> **SOURCE DATA**
[start]
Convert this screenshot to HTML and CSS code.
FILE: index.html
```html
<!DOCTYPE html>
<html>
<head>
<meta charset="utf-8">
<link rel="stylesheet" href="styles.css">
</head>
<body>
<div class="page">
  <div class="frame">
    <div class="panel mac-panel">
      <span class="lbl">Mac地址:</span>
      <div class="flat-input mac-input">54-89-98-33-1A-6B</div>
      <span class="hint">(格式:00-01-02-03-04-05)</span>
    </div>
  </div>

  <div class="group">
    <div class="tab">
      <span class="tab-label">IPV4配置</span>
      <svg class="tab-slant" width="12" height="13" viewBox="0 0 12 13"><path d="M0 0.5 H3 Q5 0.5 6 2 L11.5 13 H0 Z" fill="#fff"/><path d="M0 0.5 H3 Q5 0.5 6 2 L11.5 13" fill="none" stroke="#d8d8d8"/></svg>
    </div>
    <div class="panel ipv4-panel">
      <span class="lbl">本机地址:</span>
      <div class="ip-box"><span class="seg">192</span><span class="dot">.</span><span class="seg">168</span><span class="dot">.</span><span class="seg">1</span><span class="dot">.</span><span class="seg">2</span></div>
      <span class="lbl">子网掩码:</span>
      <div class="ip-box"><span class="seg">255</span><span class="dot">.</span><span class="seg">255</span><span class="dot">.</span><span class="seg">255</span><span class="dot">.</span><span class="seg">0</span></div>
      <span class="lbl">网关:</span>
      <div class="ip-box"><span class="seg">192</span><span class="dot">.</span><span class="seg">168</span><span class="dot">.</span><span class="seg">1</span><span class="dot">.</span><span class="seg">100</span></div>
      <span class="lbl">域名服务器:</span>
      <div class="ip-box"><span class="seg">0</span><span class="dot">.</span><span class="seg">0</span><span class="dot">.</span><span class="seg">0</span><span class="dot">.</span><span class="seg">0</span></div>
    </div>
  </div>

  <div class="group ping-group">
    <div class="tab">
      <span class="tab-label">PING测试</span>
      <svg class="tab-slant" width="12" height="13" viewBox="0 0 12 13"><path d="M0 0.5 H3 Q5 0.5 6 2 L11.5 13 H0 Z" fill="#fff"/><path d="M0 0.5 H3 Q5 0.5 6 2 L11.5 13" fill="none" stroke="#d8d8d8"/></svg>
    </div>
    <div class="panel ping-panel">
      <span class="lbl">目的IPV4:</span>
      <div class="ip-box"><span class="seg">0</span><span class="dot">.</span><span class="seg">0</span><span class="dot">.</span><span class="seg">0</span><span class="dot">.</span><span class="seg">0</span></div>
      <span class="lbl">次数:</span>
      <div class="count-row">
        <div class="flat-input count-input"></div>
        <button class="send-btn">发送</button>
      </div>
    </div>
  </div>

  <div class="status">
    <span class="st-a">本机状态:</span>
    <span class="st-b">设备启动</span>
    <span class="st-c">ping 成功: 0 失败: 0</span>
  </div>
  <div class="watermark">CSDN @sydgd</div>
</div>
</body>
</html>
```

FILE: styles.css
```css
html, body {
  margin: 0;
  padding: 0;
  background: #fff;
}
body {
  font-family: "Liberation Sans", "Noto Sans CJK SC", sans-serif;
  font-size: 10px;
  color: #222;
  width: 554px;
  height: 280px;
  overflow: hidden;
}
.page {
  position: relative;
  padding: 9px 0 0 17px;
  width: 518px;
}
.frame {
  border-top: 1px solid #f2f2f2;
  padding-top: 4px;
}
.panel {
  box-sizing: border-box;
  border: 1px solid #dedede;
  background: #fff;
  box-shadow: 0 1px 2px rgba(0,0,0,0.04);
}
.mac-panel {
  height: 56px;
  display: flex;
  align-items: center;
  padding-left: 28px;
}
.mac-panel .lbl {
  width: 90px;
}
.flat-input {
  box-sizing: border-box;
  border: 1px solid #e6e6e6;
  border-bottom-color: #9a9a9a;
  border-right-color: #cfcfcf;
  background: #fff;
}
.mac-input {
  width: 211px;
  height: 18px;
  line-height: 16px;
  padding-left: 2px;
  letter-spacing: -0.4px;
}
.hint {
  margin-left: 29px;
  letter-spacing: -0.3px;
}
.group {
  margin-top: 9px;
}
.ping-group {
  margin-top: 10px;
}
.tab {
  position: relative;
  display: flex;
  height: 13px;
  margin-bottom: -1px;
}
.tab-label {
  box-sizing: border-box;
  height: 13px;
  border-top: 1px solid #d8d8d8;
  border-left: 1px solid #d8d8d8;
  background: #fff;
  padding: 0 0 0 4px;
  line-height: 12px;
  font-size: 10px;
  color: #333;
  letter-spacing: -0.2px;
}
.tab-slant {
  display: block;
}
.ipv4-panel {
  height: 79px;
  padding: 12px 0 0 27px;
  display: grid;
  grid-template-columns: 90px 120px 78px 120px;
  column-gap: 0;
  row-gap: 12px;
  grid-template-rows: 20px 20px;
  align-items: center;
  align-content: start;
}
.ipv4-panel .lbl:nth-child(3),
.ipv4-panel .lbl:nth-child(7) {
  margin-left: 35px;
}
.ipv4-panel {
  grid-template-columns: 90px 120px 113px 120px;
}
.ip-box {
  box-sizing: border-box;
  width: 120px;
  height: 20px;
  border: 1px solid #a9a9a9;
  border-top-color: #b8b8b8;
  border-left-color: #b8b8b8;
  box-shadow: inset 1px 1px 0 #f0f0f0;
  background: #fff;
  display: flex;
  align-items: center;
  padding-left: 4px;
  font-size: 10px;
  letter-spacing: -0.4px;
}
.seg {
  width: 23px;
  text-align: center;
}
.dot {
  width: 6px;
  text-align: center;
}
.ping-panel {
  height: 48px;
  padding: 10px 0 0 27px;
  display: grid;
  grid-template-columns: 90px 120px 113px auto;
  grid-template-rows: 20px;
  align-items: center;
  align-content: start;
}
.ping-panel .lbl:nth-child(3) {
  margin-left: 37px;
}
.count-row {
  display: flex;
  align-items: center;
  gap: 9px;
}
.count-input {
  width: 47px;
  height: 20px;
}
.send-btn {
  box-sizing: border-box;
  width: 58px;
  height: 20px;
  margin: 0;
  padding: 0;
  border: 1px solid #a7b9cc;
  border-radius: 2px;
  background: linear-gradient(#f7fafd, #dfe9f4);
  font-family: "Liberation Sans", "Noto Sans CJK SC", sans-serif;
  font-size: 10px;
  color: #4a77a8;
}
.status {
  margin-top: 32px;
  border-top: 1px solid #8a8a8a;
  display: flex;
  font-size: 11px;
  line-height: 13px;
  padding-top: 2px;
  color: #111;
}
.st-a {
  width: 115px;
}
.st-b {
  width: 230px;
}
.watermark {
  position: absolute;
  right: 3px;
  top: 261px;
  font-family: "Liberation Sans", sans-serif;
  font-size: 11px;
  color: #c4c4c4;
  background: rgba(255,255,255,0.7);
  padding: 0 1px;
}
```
[end]
> **GOAL OF THE EXERCISE**
Go through the listing and print each line exactly as it appears.

> **ANSWER FOR THE TASK**
Convert this screenshot to HTML and CSS code.
FILE: index.html
```html
<!DOCTYPE html>
<html>
<head>
<meta charset="utf-8">
<link rel="stylesheet" href="styles.css">
</head>
<body>
<div class="page">
  <div class="frame">
    <div class="panel mac-panel">
      <span class="lbl">Mac地址:</span>
      <div class="flat-input mac-input">54-89-98-33-1A-6B</div>
      <span class="hint">(格式:00-01-02-03-04-05)</span>
    </div>
  </div>

  <div class="group">
    <div class="tab">
      <span class="tab-label">IPV4配置</span>
      <svg class="tab-slant" width="12" height="13" viewBox="0 0 12 13"><path d="M0 0.5 H3 Q5 0.5 6 2 L11.5 13 H0 Z" fill="#fff"/><path d="M0 0.5 H3 Q5 0.5 6 2 L11.5 13" fill="none" stroke="#d8d8d8"/></svg>
    </div>
    <div class="panel ipv4-panel">
      <span class="lbl">本机地址:</span>
      <div class="ip-box"><span class="seg">192</span><span class="dot">.</span><span class="seg">168</span><span class="dot">.</span><span class="seg">1</span><span class="dot">.</span><span class="seg">2</span></div>
      <span class="lbl">子网掩码:</span>
      <div class="ip-box"><span class="seg">255</span><span class="dot">.</span><span class="seg">255</span><span class="dot">.</span><span class="seg">255</span><span class="dot">.</span><span class="seg">0</span></div>
      <span class="lbl">网关:</span>
      <div class="ip-box"><span class="seg">192</span><span class="dot">.</span><span class="seg">168</span><span class="dot">.</span><span class="seg">1</span><span class="dot">.</span><span class="seg">100</span></div>
      <span class="lbl">域名服务器:</span>
      <div class="ip-box"><span class="seg">0</span><span class="dot">.</span><span class="seg">0</span><span class="dot">.</span><span class="seg">0</span><span class="dot">.</span><span class="seg">0</span></div>
    </div>
  </div>

  <div class="group ping-group">
    <div class="tab">
      <span class="tab-label">PING测试</span>
      <svg class="tab-slant" width="12" height="13" viewBox="0 0 12 13"><path d="M0 0.5 H3 Q5 0.5 6 2 L11.5 13 H0 Z" fill="#fff"/><path d="M0 0.5 H3 Q5 0.5 6 2 L11.5 13" fill="none" stroke="#d8d8d8"/></svg>
    </div>
    <div class="panel ping-panel">
      <span class="lbl">目的IPV4:</span>
      <div class="ip-box"><span class="seg">0</span><span class="dot">.</span><span class="seg">0</span><span class="dot">.</span><span class="seg">0</span><span class="dot">.</span><span class="seg">0</span></div>
      <span class="lbl">次数:</span>
      <div class="count-row">
        <div class="flat-input count-input"></div>
        <button class="send-btn">发送</button>
      </div>
    </div>
  </div>

  <div class="status">
    <span class="st-a">本机状态:</span>
    <span class="st-b">设备启动</span>
    <span class="st-c">ping 成功: 0 失败: 0</span>
  </div>
  <div class="watermark">CSDN @sydgd</div>
</div>
</body>
</html>
```

FILE: styles.css
```css
html, body {
  margin: 0;
  padding: 0;
  background: #fff;
}
body {
  font-family: "Liberation Sans", "Noto Sans CJK SC", sans-serif;
  font-size: 10px;
  color: #222;
  width: 554px;
  height: 280px;
  overflow: hidden;
}
.page {
  position: relative;
  padding: 9px 0 0 17px;
  width: 518px;
}
.frame {
  border-top: 1px solid #f2f2f2;
  padding-top: 4px;
}
.panel {
  box-sizing: border-box;
  border: 1px solid #dedede;
  background: #fff;
  box-shadow: 0 1px 2px rgba(0,0,0,0.04);
}
.mac-panel {
  height: 56px;
  display: flex;
  align-items: center;
  padding-left: 28px;
}
.mac-panel .lbl {
  width: 90px;
}
.flat-input {
  box-sizing: border-box;
  border: 1px solid #e6e6e6;
  border-bottom-color: #9a9a9a;
  border-right-color: #cfcfcf;
  background: #fff;
}
.mac-input {
  width: 211px;
  height: 18px;
  line-height: 16px;
  padding-left: 2px;
  letter-spacing: -0.4px;
}
.hint {
  margin-left: 29px;
  letter-spacing: -0.3px;
}
.group {
  margin-top: 9px;
}
.ping-group {
  margin-top: 10px;
}
.tab {
  position: relative;
  display: flex;
  height: 13px;
  margin-bottom: -1px;
}
.tab-label {
  box-sizing: border-box;
  height: 13px;
  border-top: 1px solid #d8d8d8;
  border-left: 1px solid #d8d8d8;
  background: #fff;
  padding: 0 0 0 4px;
  line-height: 12px;
  font-size: 10px;
  color: #333;
  letter-spacing: -0.2px;
}
.tab-slant {
  display: block;
}
.ipv4-panel {
  height: 79px;
  padding: 12px 0 0 27px;
  display: grid;
  grid-template-columns: 90px 120px 78px 120px;
  column-gap: 0;
  row-gap: 12px;
  grid-template-rows: 20px 20px;
  align-items: center;
  align-content: start;
}
.ipv4-panel .lbl:nth-child(3),
.ipv4-panel .lbl:nth-child(7) {
  margin-left: 35px;
}
.ipv4-panel {
  grid-template-columns: 90px 120px 113px 120px;
}
.ip-box {
  box-sizing: border-box;
  width: 120px;
  height: 20px;
  border: 1px solid #a9a9a9;
  border-top-color: #b8b8b8;
  border-left-color: #b8b8b8;
  box-shadow: inset 1px 1px 0 #f0f0f0;
  background: #fff;
  display: flex;
  align-items: center;
  padding-left: 4px;
  font-size: 10px;
  letter-spacing: -0.4px;
}
.seg {
  width: 23px;
  text-align: center;
}
.dot {
  width: 6px;
  text-align: center;
}
.ping-panel {
  height: 48px;
  padding: 10px 0 0 27px;
  display: grid;
  grid-template-columns: 90px 120px 113px auto;
  grid-template-rows: 20px;
  align-items: center;
  align-content: start;
}
.ping-panel .lbl:nth-child(3) {
  margin-left: 37px;
}
.count-row {
  display: flex;
  align-items: center;
  gap: 9px;
}
.count-input {
  width: 47px;
  height: 20px;
}
.send-btn {
  box-sizing: border-box;
  width: 58px;
  height: 20px;
  margin: 0;
  padding: 0;
  border: 1px solid #a7b9cc;
  border-radius: 2px;
  background: linear-gradient(#f7fafd, #dfe9f4);
  font-family: "Liberation Sans", "Noto Sans CJK SC", sans-serif;
  font-size: 10px;
  color: #4a77a8;
}
.status {
  margin-top: 32px;
  border-top: 1px solid #8a8a8a;
  display: flex;
  font-size: 11px;
  line-height: 13px;
  padding-top: 2px;
  color: #111;
}
.st-a {
  width: 115px;
}
.st-b {
  width: 230px;
}
.watermark {
  position: absolute;
  right: 3px;
  top: 261px;
  font-family: "Liberation Sans", sans-serif;
  font-size: 11px;
  color: #c4c4c4;
  background: rgba(255,255,255,0.7);
  padding: 0 1px;
}
```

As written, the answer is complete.